The Singaporean core inflation is expected to accelerate just moderately this year. In April, the country’s headline inflation decelerated to 0.4 percent. The slowdown was mainly led by accommodation costs that dropped 6.7 percent. Specifically, the housing maintenance cost and repairs dropped sharply on a year-on-year basis because of base effects.

Thus, the headline inflation figures for May would see a reverse of the April base effect, noted ANZ in a research report. April’s core inflation accelerated because of a stronger than expected 18.7 percent year-on-year pick up in the cost of electricity and gas.

At this stage, a widespread rise in prices is not foreseen. Inflation is likely to rise, reflecting a combination of unfavourable base effects and upward adjustments in administered prices, stated ANZ. However, core inflation pressures might continue to be subdued amidst muted wage pressures.

In all, the interplay between the economy’s structural changes and the cyclical rebound in exports imply just a modest rebound in growth.

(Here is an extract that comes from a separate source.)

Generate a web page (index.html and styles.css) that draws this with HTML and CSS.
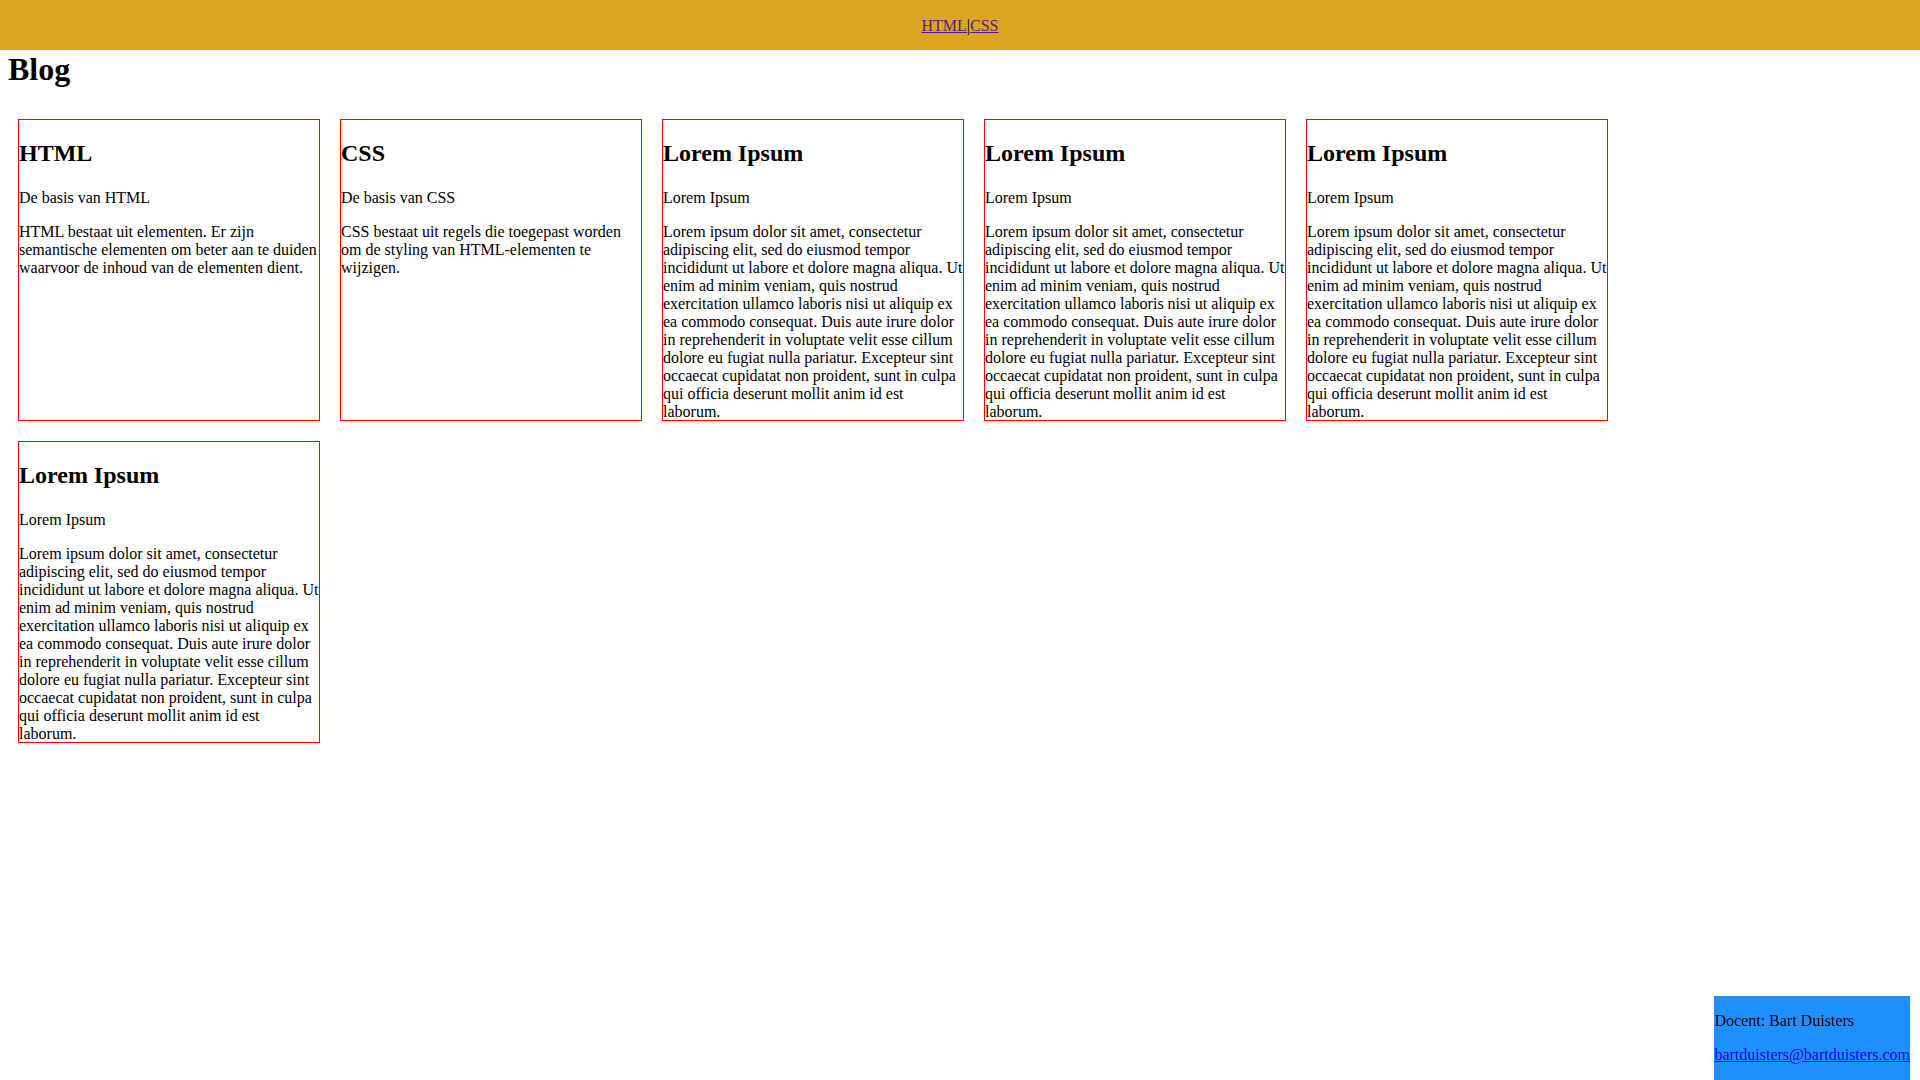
FILE: index.html
```html
<!DOCTYPE html>
<html lang="nl">
<head>
<meta charset="utf-8">
<title>Blog</title>
<link rel="stylesheet" href="styles.css">
</head>
<body>
<header class="site-header">
  <nav class="nav"><a class="nav-link" href="#html">HTML</a>|<a class="nav-link" href="#css">CSS</a></nav>
</header>
<h1 class="page-title">Blog</h1>
<main class="cards">
  <article class="card">
    <h2>HTML</h2>
    <p>De basis van HTML</p>
    <p>HTML bestaat uit elementen. Er zijn semantische elementen om beter aan te duiden waarvoor de inhoud van de elementen dient.</p>
  </article>
  <article class="card">
    <h2>CSS</h2>
    <p>De basis van CSS</p>
    <p>CSS bestaat uit regels die toegepast worden om de styling van HTML-elementen te wijzigen.</p>
  </article>
  <article class="card">
    <h2>Lorem Ipsum</h2>
    <p>Lorem Ipsum</p>
    <p>Lorem ipsum dolor sit amet, consectetur adipiscing elit, sed do eiusmod tempor incididunt ut labore et dolore magna aliqua. Ut enim ad minim veniam, quis nostrud exercitation ullamco laboris nisi ut aliquip ex ea commodo consequat. Duis aute irure dolor in reprehenderit in voluptate velit esse cillum dolore eu fugiat nulla pariatur. Excepteur sint occaecat cupidatat non proident, sunt in culpa qui officia deserunt mollit anim id est laborum.</p>
  </article>
  <article class="card">
    <h2>Lorem Ipsum</h2>
    <p>Lorem Ipsum</p>
    <p>Lorem ipsum dolor sit amet, consectetur adipiscing elit, sed do eiusmod tempor incididunt ut labore et dolore magna aliqua. Ut enim ad minim veniam, quis nostrud exercitation ullamco laboris nisi ut aliquip ex ea commodo consequat. Duis aute irure dolor in reprehenderit in voluptate velit esse cillum dolore eu fugiat nulla pariatur. Excepteur sint occaecat cupidatat non proident, sunt in culpa qui officia deserunt mollit anim id est laborum.</p>
  </article>
  <article class="card">
    <h2>Lorem Ipsum</h2>
    <p>Lorem Ipsum</p>
    <p>Lorem ipsum dolor sit amet, consectetur adipiscing elit, sed do eiusmod tempor incididunt ut labore et dolore magna aliqua. Ut enim ad minim veniam, quis nostrud exercitation ullamco laboris nisi ut aliquip ex ea commodo consequat. Duis aute irure dolor in reprehenderit in voluptate velit esse cillum dolore eu fugiat nulla pariatur. Excepteur sint occaecat cupidatat non proident, sunt in culpa qui officia deserunt mollit anim id est laborum.</p>
  </article>
  <article class="card">
    <h2>Lorem Ipsum</h2>
    <p>Lorem Ipsum</p>
    <p>Lorem ipsum dolor sit amet, consectetur adipiscing elit, sed do eiusmod tempor incididunt ut labore et dolore magna aliqua. Ut enim ad minim veniam, quis nostrud exercitation ullamco laboris nisi ut aliquip ex ea commodo consequat. Duis aute irure dolor in reprehenderit in voluptate velit esse cillum dolore eu fugiat nulla pariatur. Excepteur sint occaecat cupidatat non proident, sunt in culpa qui officia deserunt mollit anim id est laborum.</p>
  </article>
</main>
<footer class="site-footer">
  <p>Docent: Bart Duisters</p>
  <p><a class="mail-link" href="#mail">bartduisters@bartduisters.com</a></p>
</footer>
</body>
</html>
```
FILE: styles.css
```css
html, body {
  font-family: "Liberation Serif", "Times New Roman", serif;
  font-size: 16px;
  color: #000;
}
body {
  margin: 0;
  background: #fff;
}
.site-header {
  display: flow-root;
  background: #daa520;
  text-align: center;
}
.nav {
  margin: 17px 0 15px;
}
.nav-link {
  color: #551a8b;
  text-decoration: underline;
}
.page-title {
  font-size: 32px;
  font-weight: bold;
  margin: 1px 8px 21px;
}
.cards {
  display: flex;
  flex-wrap: wrap;
  gap: 20px;
  padding: 10px 18px;
  align-items: flex-start;
}
.card {
  width: 300px;
  height: 300px;
  border: 1px solid #ff0000;
  overflow: visible;
  display: flow-root;
}
.card h2 {
  font-size: 24px;
  font-weight: bold;
  margin: 19.92px 0 21.6px;
}
.card p {
  margin: 16px 0;
}
.site-footer {
  position: fixed;
  right: 10px;
  bottom: 0;
  background: #1e90ff;
  display: flow-root;
}
.site-footer p {
  margin: 16px 0;
}
.mail-link {
  color: #0000ee;
}
```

“We forecast core inflation to rise only moderately to 1.3 percent in 2017 from 0.9 percent in 2016, in the lower half of the MAS’s forecast range of 1-2 percent”, added ANZ.

The Monetary Authority of Singapore is expected to look through price rises caused by administrative adjustments. Their view that the labor market has softened suggests that they anticipate generalised demand-induced price pressures to stay muted. This implies that any tilt towards policy tightening is some way off, and a neutral stance would stay for an extended period, stated ANZ.